Mountain, Cliff, or Ocean


Stock markets can be valued, and because they can be valued, the long-term risks involved in holding stocks vary from time to time. When stocks are cheap these risks are small, but when they are expensive the risks become very great indeed. In current conditions, the risks in holding stocks are too great to make them sensible investments. This approach is completely different than claiming that it is possible to know when the stock market has hit a peak or a trough. All that the ability to value stocks provides is the ability to assess when holding them becomes too risky. On every occasion in the past that we can find, when a stock market has become as overvalued as Wall Street was at the end of the twentieth century, the consequences have been extremely bad for the economy as well as for investors.

– Andrew Smithers & Steven Wright, Valuing Wall Street, March 2000

The current level of stock market valuations remains – easily – the most speculative extreme in U.S. financial history, beyond both the 1929 and 2000 extremes. Our baseline estimate is that the S&P 500 has a material risk of losing something on the order of 75% over the completion of this cycle, a view that’s shared by GMO’s Jeremy Grantham. We can narrow that baseline estimate to a loss of about 55% if we assume that the robust profit margins of the past decade are permanent. We don’t assume that, but then, we actually don’t need to assume anything at all.

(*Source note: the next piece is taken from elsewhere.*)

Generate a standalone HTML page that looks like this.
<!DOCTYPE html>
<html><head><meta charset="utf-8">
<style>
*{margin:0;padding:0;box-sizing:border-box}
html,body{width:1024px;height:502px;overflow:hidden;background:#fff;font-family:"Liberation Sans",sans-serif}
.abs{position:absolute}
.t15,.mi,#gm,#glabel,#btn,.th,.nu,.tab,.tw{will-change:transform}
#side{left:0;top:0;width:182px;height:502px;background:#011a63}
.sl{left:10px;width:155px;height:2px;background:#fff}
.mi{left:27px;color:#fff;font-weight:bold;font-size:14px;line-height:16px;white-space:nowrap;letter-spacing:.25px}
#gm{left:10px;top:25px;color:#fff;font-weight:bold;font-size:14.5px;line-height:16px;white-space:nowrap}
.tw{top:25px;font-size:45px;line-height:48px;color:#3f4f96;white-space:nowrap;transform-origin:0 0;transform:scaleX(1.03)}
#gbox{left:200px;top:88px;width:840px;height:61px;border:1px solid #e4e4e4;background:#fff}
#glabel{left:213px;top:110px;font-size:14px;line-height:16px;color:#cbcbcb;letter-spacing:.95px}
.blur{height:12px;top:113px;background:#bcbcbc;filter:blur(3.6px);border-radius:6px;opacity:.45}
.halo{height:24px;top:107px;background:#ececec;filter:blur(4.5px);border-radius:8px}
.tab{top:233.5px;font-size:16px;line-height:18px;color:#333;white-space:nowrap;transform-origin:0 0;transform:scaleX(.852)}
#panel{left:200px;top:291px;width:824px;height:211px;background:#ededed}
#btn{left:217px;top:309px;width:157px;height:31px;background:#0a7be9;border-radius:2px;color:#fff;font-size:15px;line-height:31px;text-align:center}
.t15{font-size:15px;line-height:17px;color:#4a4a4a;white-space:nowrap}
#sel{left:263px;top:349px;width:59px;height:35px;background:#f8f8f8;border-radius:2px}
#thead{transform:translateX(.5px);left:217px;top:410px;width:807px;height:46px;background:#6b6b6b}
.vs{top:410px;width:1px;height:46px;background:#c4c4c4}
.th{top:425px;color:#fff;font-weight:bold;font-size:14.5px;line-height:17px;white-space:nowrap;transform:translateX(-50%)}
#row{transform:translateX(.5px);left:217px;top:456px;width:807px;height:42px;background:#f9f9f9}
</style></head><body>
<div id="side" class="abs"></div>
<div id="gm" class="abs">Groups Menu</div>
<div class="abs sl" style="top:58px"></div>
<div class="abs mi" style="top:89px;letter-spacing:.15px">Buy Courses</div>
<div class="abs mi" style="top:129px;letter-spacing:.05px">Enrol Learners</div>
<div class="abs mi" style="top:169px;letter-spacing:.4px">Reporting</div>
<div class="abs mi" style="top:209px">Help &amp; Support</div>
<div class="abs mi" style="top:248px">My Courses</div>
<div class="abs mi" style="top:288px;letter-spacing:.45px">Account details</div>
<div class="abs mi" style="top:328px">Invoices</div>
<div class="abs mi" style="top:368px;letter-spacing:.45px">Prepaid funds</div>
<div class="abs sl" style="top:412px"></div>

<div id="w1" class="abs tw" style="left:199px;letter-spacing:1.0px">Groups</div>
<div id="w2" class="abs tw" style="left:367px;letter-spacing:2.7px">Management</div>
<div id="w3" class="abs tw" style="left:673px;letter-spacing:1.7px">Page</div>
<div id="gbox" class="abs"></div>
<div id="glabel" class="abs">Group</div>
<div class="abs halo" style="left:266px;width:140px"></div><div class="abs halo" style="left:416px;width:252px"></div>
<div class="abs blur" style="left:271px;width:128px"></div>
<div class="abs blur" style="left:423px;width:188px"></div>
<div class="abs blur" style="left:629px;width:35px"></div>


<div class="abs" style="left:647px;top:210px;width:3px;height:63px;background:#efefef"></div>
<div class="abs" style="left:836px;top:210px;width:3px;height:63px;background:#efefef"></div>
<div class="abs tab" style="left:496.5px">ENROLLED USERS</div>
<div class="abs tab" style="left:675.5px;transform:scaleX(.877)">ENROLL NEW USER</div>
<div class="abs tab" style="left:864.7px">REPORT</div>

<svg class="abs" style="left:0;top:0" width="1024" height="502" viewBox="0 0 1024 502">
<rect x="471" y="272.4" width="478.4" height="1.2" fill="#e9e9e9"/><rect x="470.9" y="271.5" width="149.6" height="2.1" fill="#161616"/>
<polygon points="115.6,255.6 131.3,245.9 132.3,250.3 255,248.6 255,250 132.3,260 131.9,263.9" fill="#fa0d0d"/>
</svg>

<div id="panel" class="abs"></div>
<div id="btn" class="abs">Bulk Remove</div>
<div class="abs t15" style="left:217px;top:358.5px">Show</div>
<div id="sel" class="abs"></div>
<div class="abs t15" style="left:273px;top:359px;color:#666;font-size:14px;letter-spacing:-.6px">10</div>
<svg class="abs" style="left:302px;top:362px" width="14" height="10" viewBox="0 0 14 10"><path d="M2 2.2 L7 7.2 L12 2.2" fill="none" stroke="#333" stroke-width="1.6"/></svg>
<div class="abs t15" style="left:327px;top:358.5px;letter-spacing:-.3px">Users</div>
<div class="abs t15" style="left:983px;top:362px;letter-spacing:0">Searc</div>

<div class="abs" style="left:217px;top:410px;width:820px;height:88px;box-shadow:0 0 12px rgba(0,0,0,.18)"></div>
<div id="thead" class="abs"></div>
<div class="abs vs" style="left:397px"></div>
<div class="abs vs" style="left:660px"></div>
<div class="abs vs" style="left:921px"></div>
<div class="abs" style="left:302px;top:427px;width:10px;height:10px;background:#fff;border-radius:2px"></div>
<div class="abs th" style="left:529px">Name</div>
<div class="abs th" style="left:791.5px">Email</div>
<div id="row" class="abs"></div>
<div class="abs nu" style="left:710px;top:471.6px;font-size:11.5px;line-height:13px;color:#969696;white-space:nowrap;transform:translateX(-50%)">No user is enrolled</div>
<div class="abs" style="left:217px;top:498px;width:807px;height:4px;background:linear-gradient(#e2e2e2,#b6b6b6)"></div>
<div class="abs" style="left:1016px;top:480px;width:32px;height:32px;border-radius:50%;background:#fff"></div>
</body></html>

On that point, we remain as emphatic as usual: Nothing in our investment discipline relies on a retreat in valuations toward their historical norms, nor any retreat at all. Indeed, our investment stance has been at least briefly constructive (albeit with a safety net) even in recent weeks. As I wrote in February and May, I expect that to be a regular occurrence going forward, even at present valuations, whether this bubble ultimately collapses or continues higher forever. For more detail on that flexibility – on the interbeing of roses and garbage even in the financial markets – see How I Learned to Love the Bubble (Even Before it Bursts), and (More) Roses Amid Garbage and Trap Doors.

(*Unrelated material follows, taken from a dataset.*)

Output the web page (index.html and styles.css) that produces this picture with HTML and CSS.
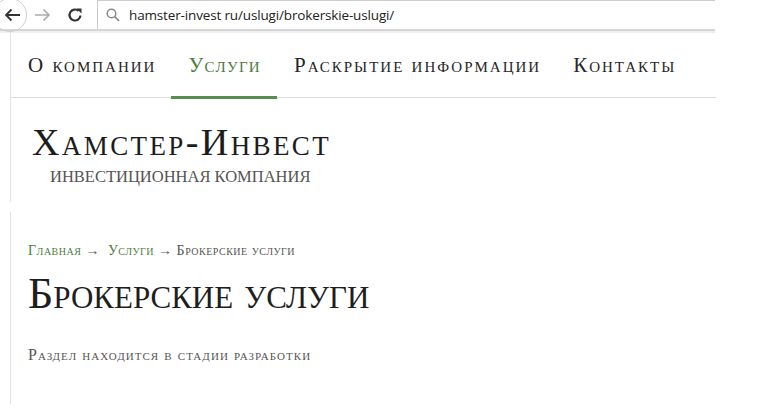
FILE: index.html
```html
<!DOCTYPE html>
<html lang="ru">
<head>
<meta charset="utf-8">
<title>Брокерские услуги</title>
<link rel="stylesheet" href="styles.css">
</head>
<body>
<div class="toolbar">
  <div class="nav-btns">
    <span class="btn back">
      <svg width="20" height="20" viewBox="0 0 20 20"><path d="M18 10H4M9.5 4.5L4 10l5.5 5.5" fill="none" stroke="#333" stroke-width="1.8"/></svg>
    </span>
    <span class="btn fwd">
      <svg width="18" height="18" viewBox="0 0 18 18"><path d="M1 9h14M9.5 3.5L15 9l-5.5 5.5" fill="none" stroke="#aaa" stroke-width="1.6"/></svg>
    </span>
    <span class="btn reload">
      <svg width="18" height="18" viewBox="0 0 18 18"><path d="M14.5 9.5a5.5 5.5 0 1 1-1.8-4.6" fill="none" stroke="#333" stroke-width="2.2"/><path d="M10.5 2.5h5v5z" fill="#333"/></svg>
    </span>
  </div>
  <div class="address">
    <svg class="search" width="14" height="14" viewBox="0 0 14 14"><circle cx="5.5" cy="5.5" r="4.3" fill="none" stroke="#888" stroke-width="1.5"/><path d="M8.7 8.7l4.3 4.3" stroke="#888" stroke-width="1.7"/></svg>
    <span class="url">hamster-invest ru/uslugi/brokerskie-uslugi/</span>
  </div>
</div>
<div class="page">
  <nav class="menu">
    <a class="item">О компании</a>
    <a class="item active">Услуги</a>
    <a class="item">Раскрытие информации</a>
    <a class="item">Контакты</a>
  </nav>
  <header class="brand">
    <div class="logo">Хамстер-Инвест</div>
    <div class="tagline">инвестиционная компания</div>
  </header>
  <main class="content">
    <div class="crumbs"><a class="crumb">Главная</a> → &nbsp;<a class="crumb">Услуги</a> → Брокерские услуги</div>
    <h1 class="title">Брокерские услуги</h1>
    <p class="text">Раздел находится в стадии разработки</p>
  </main>
</div>
</body>
</html>
```
FILE: styles.css
```css
html, body {
  margin: 0;
  padding: 0;
  background: #fff;
}
body {
  width: 770px;
  height: 411px;
  overflow: hidden;
  font-family: "Liberation Serif", "DejaVu Serif", serif;
  color: #222;
}
.toolbar {
  display: flex;
  align-items: center;
  height: 29px;
  width: 715px;
  border-bottom: 2px solid #d6d6d6;
  box-shadow: 0 2px 0 #efefef;
}
.nav-btns {
  display: flex;
  align-items: center;
  width: 97px;
  height: 29px;
}
.btn {
  display: flex;
  align-items: center;
  justify-content: center;
}
.back {
  width: 34px;
  height: 34px;
  margin-left: -7px;
  border: 1px solid #cfcfcf;
  border-radius: 50%;
  box-sizing: border-box;
  padding-left: 4px;
}
.fwd {
  margin-left: 7px;
}
.reload {
  margin-left: 14px;
}
.address {
  flex: 1;
  display: flex;
  align-items: center;
  height: 29px;
  box-sizing: border-box;
  border: 1px solid #cccccc;
  border-bottom: none;
  border-right: none;
  padding-left: 8px;
}
.search {
  margin-right: 9px;
}
.url {
  font-family: "Open Sans", "DejaVu Sans", sans-serif;
  font-size: 13.5px;
  color: #222;
  letter-spacing: -0.15px;
}
.page {
  margin-left: 10px;
  width: 706px;
}
.menu {
  display: flex;
  height: 66px;
  border-left: 1px solid #e4e4e4;
  border-bottom: 1px solid #dcdcdc;
}
.item {
  display: flex;
  align-items: center;
  padding: 4px 15px 0 17px;
  font-size: 21px;
  font-variant: small-caps;
  letter-spacing: 2px;
  color: #262626;
  border-bottom: 3px solid transparent;
  margin-bottom: -2px;
}
.item.active {
  color: #4c7c3e;
  letter-spacing: 1.3px;
  padding-right: 16px;
  border-bottom-color: #5b8c4f;
}
.brand {
  padding: 24px 0 15px 21px;
  border-left: 1px solid #e4e4e4;
}
.logo {
  font-size: 38px;
  font-variant: small-caps;
  letter-spacing: 2.4px;
  line-height: 40px;
  color: #1c1c1c;
}
.tagline {
  margin: 5px 0 0 18px;
  font-size: 16.5px;
  text-transform: uppercase;
  color: #555;
  line-height: 20px;
}
.content {
  margin-top: 10px;
  padding: 30px 0 40px 17px;
  border-left: 1px solid #e4e4e4;
}
.crumbs {
  font-size: 14px;
  font-variant: small-caps;
  letter-spacing: 0.5px;
  color: #555;
  line-height: 18px;
}
.crumb {
  color: #4c7c3e;
}
.title {
  margin: 9px 0 0;
  font-size: 44px;
  font-weight: normal;
  font-variant: small-caps;
  line-height: 50px;
  color: #1e1e1e;
}
.text {
  margin: 27px 0 0;
  font-size: 16px;
  font-variant: small-caps;
  letter-spacing: 1.05px;
  color: #555;
}
```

Our estimate of 55-75% downside risk is just that: a downside risk estimate. What, then, is our forecast? We don’t need one. We can use historically-informed valuation measures and risk estimates without making our investment stance dependent on any of them. Mountain, cliff, or ocean in the distance, we choose our footing for the terrain beneath us. Rather than attaching ourselves to forecasts and views, we’re content to respond with our best mindfulness as the evidence changes.

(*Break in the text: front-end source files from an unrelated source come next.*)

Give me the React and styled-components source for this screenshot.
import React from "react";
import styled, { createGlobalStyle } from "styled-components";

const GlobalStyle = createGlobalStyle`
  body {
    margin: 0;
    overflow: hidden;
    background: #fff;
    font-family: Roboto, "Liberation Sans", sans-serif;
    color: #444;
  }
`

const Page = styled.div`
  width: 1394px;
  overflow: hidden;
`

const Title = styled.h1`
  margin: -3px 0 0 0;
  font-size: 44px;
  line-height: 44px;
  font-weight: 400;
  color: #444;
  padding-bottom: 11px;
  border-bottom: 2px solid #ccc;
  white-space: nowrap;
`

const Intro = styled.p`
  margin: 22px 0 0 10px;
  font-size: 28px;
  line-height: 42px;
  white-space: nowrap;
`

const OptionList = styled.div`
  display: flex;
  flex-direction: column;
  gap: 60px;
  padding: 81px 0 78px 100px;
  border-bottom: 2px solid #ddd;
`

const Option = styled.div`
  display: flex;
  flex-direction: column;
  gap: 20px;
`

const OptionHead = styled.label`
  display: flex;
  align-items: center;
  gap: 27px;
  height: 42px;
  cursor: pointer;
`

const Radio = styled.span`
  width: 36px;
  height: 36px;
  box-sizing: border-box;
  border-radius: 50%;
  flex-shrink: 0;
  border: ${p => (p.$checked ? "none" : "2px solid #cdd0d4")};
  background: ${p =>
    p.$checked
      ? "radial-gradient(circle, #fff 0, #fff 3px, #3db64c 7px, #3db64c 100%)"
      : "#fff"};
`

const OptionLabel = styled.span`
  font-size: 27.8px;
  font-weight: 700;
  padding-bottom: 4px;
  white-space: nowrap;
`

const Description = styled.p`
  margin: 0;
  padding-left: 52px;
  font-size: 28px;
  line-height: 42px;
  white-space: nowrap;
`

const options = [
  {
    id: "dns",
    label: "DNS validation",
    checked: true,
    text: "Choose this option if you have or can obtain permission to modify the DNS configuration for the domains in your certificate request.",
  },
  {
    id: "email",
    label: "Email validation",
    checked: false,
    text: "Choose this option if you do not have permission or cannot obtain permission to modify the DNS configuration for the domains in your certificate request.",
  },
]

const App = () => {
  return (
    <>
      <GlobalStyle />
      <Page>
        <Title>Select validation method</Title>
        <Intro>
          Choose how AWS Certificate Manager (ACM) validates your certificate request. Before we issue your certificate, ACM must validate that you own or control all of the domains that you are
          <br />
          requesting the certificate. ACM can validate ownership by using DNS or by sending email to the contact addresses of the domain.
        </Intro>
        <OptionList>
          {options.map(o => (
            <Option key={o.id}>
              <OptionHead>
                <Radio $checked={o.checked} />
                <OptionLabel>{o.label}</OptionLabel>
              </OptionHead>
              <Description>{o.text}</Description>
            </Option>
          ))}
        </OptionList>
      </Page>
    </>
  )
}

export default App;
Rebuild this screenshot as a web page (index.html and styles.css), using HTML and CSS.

In the financial markets, as always, we consider the return/risk profile associated with the market conditions we observe, and our actions reflect that, but the effect of our February/May “roses and garbage” adaptation is to give more nuance, and therefore more flexibility, to that mapping from market conditions to investment actions.

For example, historically, it was enough to classify periods of extreme valuations and unfavorable market internals as speculative “trap door” conditions, and indeed, those conditions tended to be followed by steep market losses, on average. But underneath that “on average” were numerous shorter periods when various combinations of bullish sentiment, short-term market retreat, measures of speculative confidence, and other factors were followed by brief and often powerful market advances with striking consistency.

As I observed in May, these brief constructive periods, taken together, typically account for the entire cumulative market advance during speculative periods, and they often capture striking interim rebounds that punctuate the collapses that follow. We always use safety nets when our measures of market internals are unfavorable, but provided those safety nets are in place, these constructive instances allow us much more flexibility in our investment stance than we previously imagined. Reviewing them across history is actually a bit uncomfortable, because like the old commercials, I keep thinking “Ah! I could have had a V8!”. Of course, that’s the nature of a good research finding. Still, it’s enough to know there will be numerous opportunities going forward.